Finally. Just when she felt all grown up, no more wavering faith, emotions under control, fears reduced to a manageable size…
So, yes. This is my story. About my dealings with the difficulties of others, and the difficulties of my own fickle self.
Now my path has merged with that of another woman whose rough edges leave their mark. Once a week, every other week, an accusation is thrown, with raised voice, eyes that bore into my soul—and I’m a little girl again. Unnerved, uncertain, insecure. And how my heart pounds and spirit crumples beneath the attacks. One so conscientious doesn’t usually transgress by intent. And when others assume wrongdoing, I’m crushed.
I understand accepting correction humbly. But you don’t have to be so harsh.
The woman is a believer, and uses Scripture to validate her points. Yet, being Christ-like doesn’t mean looking for transgressions and then pouncing. (I can think of a few verses, too…)
I submit and pray hard.
I don’t like her, Lord. I’m sorry. You know it, so I might as well say it. I really need wisdom. But I can’t wait for the time when I can disappear from her life…
I mind my own business and make every attempt to stay out of her way.
But inside I struggle. Not as much now with her, but with something else…
I keep praying.
You love her, Lord. I understand that. But she finds fault where none exists. And disrupts everything. Maybe she could use some lessons in diplomacy?
I’m aware of her worries, her pressures, maybe some hidden fears and a critical spirit.
When she opens the door, I bristle. My smile weakens, and my defenses go up, ready for the attack.
But lately I’m convicted. The Spirit nudges me not to shrink back. Not to count the days until she’s gone. To release my guard and offer a bigger smile. To reach out with friendship. No, she doesn’t treat others right. (I’m not the only one she finds fault with.) And God knows.
But He’s got something bigger in mind here.
Maybe that’s why I put you in her life, He whispered after last week’s confrontation.
Hmm…? Rather than shrinking back, hiding behind the door frame, God nudges me to take a step forward. And offer grace. (I had to think about that for a while.)
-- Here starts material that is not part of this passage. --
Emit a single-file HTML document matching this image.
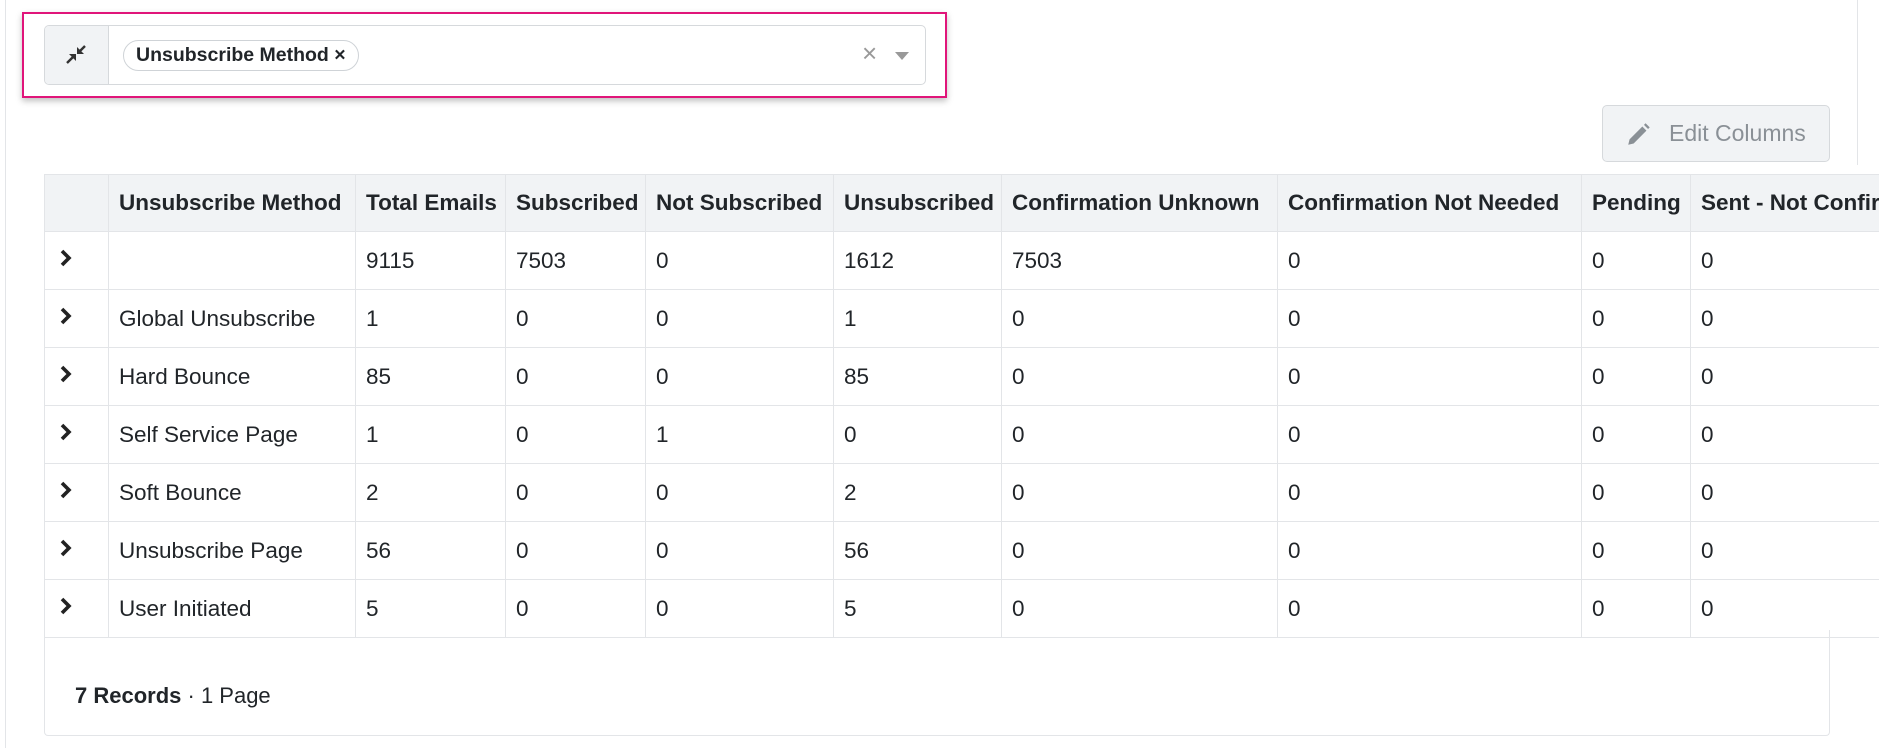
<!DOCTYPE html>
<html><head><style>
*{box-sizing:border-box;margin:0;padding:0}
body{width:1879px;height:748px;overflow:hidden;background:#fff;font-family:"Liberation Sans",sans-serif;color:#212529;position:relative}
.vl{position:absolute;top:0;bottom:0;width:1px;background:#e3e5e8}
.pink{position:absolute;left:22px;top:12px;width:925px;height:86px;border:2px solid #e0157a;box-shadow:0 3px 6px rgba(0,0,0,.25)}
.inp{position:absolute;left:44px;top:25px;width:882px;height:60px;border:1px solid #d6d9dc;border-radius:5px;background:#fff;overflow:hidden}
.addon{position:absolute;left:0;top:0;width:64px;height:100%;background:#f1f3f5;border-right:1px solid #d6d9dc}
.chip{position:absolute;left:78px;top:14px;height:31px;padding:0 12px;border:1px solid #cfd3d7;border-radius:16px;font-weight:bold;font-size:19.5px;line-height:29px}
.btn{position:absolute;left:1602px;top:105px;width:228px;height:57px;border:1px solid #d6d9dc;border-radius:5px;background:#f1f3f5;color:#8a9096;font-size:23px;line-height:55px;padding-left:66px}
.wrap{position:absolute;left:44px;top:630px;width:1786px;height:106px;border:1px solid #e3e5e8;border-top:none;border-radius:0 0 4px 4px}
table{position:absolute;left:44px;top:174px;border-collapse:collapse;font-size:22.5px;table-layout:fixed;width:1866px}
td,th{border:1px solid #e3e5e8;height:58px;padding:0 10px;text-align:left;white-space:nowrap;overflow:hidden}
th{background:#f1f3f5;font-weight:bold;height:57px}
td:first-child{padding-left:14px}
.ft{position:absolute;left:75px;top:683px;font-size:22px}
</style></head><body>
<div class="vl" style="left:5px"></div><div class="vl" style="left:1857px;height:165px"></div>
<div class="pink"></div>
<div class="inp"><div class="addon">
<svg width="64" height="58" viewBox="0 0 64 58"><g stroke="#333" stroke-width="2.4" fill="#333"><line x1="22" y1="37" x2="29" y2="30"/><polygon points="31,28 31,35 24,28" stroke="none"/><line x1="40" y1="20" x2="34" y2="26"/><polygon points="32,28 32,21 39,28" stroke="none"/></g></svg></div>
<div class="chip">Unsubscribe Method <span style="font-weight:bold">×</span></div>
<div style="position:absolute;left:817px;top:12px;font-size:26px;color:#999">×</div>
<div style="position:absolute;left:850px;top:26px;width:0;height:0;border-left:7px solid transparent;border-right:7px solid transparent;border-top:8px solid #999"></div>
</div>
<div class="btn"><svg style="position:absolute;left:22px;top:16px" width="26" height="26" viewBox="0 0 24 24"><path d="M3 21l1.2-5L16 4.2l3.8 3.8L8 19.8z M17.5 2.7l1.5-1.5 3.8 3.8-1.5 1.5z" fill="#8a9096"/></svg>Edit Columns</div>
<div class="wrap"></div>
<table>
<colgroup><col style="width:64px"><col style="width:247px"><col style="width:150px"><col style="width:140px"><col style="width:188px"><col style="width:168px"><col style="width:276px"><col style="width:304px"><col style="width:109px"><col style="width:220px"></colgroup>
<tr><th></th><th>Unsubscribe Method</th><th>Total Emails</th><th>Subscribed</th><th>Not Subscribed</th><th>Unsubscribed</th><th>Confirmation Unknown</th><th>Confirmation Not Needed</th><th>Pending</th><th>Sent - Not Confirmed</th></tr>
<tr><td>C</td><td></td><td>9115</td><td>7503</td><td>0</td><td>1612</td><td>7503</td><td>0</td><td>0</td><td>0</td></tr>
<tr><td>C</td><td>Global Unsubscribe</td><td>1</td><td>0</td><td>0</td><td>1</td><td>0</td><td>0</td><td>0</td><td>0</td></tr>
<tr><td>C</td><td>Hard Bounce</td><td>85</td><td>0</td><td>0</td><td>85</td><td>0</td><td>0</td><td>0</td><td>0</td></tr>
<tr><td>C</td><td>Self Service Page</td><td>1</td><td>0</td><td>1</td><td>0</td><td>0</td><td>0</td><td>0</td><td>0</td></tr>
<tr><td>C</td><td>Soft Bounce</td><td>2</td><td>0</td><td>0</td><td>2</td><td>0</td><td>0</td><td>0</td><td>0</td></tr>
<tr><td>C</td><td>Unsubscribe Page</td><td>56</td><td>0</td><td>0</td><td>56</td><td>0</td><td>0</td><td>0</td><td>0</td></tr>
<tr><td>C</td><td>User Initiated</td><td>5</td><td>0</td><td>0</td><td>5</td><td>0</td><td>0</td><td>0</td><td>0</td></tr>
</table>
<script>
document.querySelectorAll('td:first-child').forEach(function(t){t.innerHTML='<svg width="14" height="20" viewBox="0 0 14 20" style="display:block;margin-top:-5px"><path d="M3 3l7 7-7 7" fill="none" stroke="#222" stroke-width="3.6"/></svg>';});
</script>
<div class="ft"><b>7 Records</b> · 1 Page</div>
</body></html>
With growing confidence in my Father’s love, my heart is stronger, maturing over time. I’ll probably always be sensitive, too sensitive at times. But I’m learning to seek strength and affirmation from Him.
There was that one conversation out by the car, when my dad admitted he had been too hard on me, hadn’t loved the way he should have or the way I needed. I didn’t realize it then, but you were a good girl. I know it now, and I’m proud of the woman you’ve become.
After his passing over a decade ago, there are no more conversations, pleasant or otherwise. I know he would change things if he could. Because there are so many things I would go back and change if I could. It’s part of being human.
Disappointment. Regret. People who’ve failed me. And if you’ve known me for long, I’m sure I’ve failed you.
God wants to use these failures, to woo us closer to the side of One who never fails.
~ ~ ~ ~ ~
I read an article recently, stating that guilt-ridden people make better leaders. We’re more committed, conscientious, principled, more responsible. And we should be thankful for the tyrannical parent.
(I want you to know, I am. I see God’s fingerprints all over my circumstances.)
I suppose not having an opinion, not voicing contradiction, not making waves or being decisive, would make us less difficult? But is that possible? I know a few difficult people who aren’t at all like me. Besides being human, we’re sinners. And sometimes these differing personalities are gonna clash.
Being crushed releases sweet sensitivity toward others. It’s an irony of life I’m learning to accept.
After all this time and even while putting words to the page, the tears flow. Not as much for me as for him, and for them. Because God has shown me a valuable truth in the difficulties: being human is common, and how I respond determines whether I move toward victory or slump in defeat. I want that for you, too—for all of us.
Navigating this fallen world is difficult enough, without my compounding it by being thoughtless of you or overly protective of my own emotional stability. To all those I’ve offended by being difficult or just plain sinful, please forgive me. There are still times when courage rises on the inside, but my feet won’t move. Other times my flesh steps out to handle the matter before I’ve thought it through.
Yet I keep praying, and I keep trying.
And especially to my dad, whose own sensitivity and difficulties with his upbringing and disappointments in life got in the way at times, I know he’ll be waiting someday at Heaven’s gates to welcome me, with his deep laugh and big arms open, ready to hug me tight. He isn’t angry anymore, and I won’t be afraid.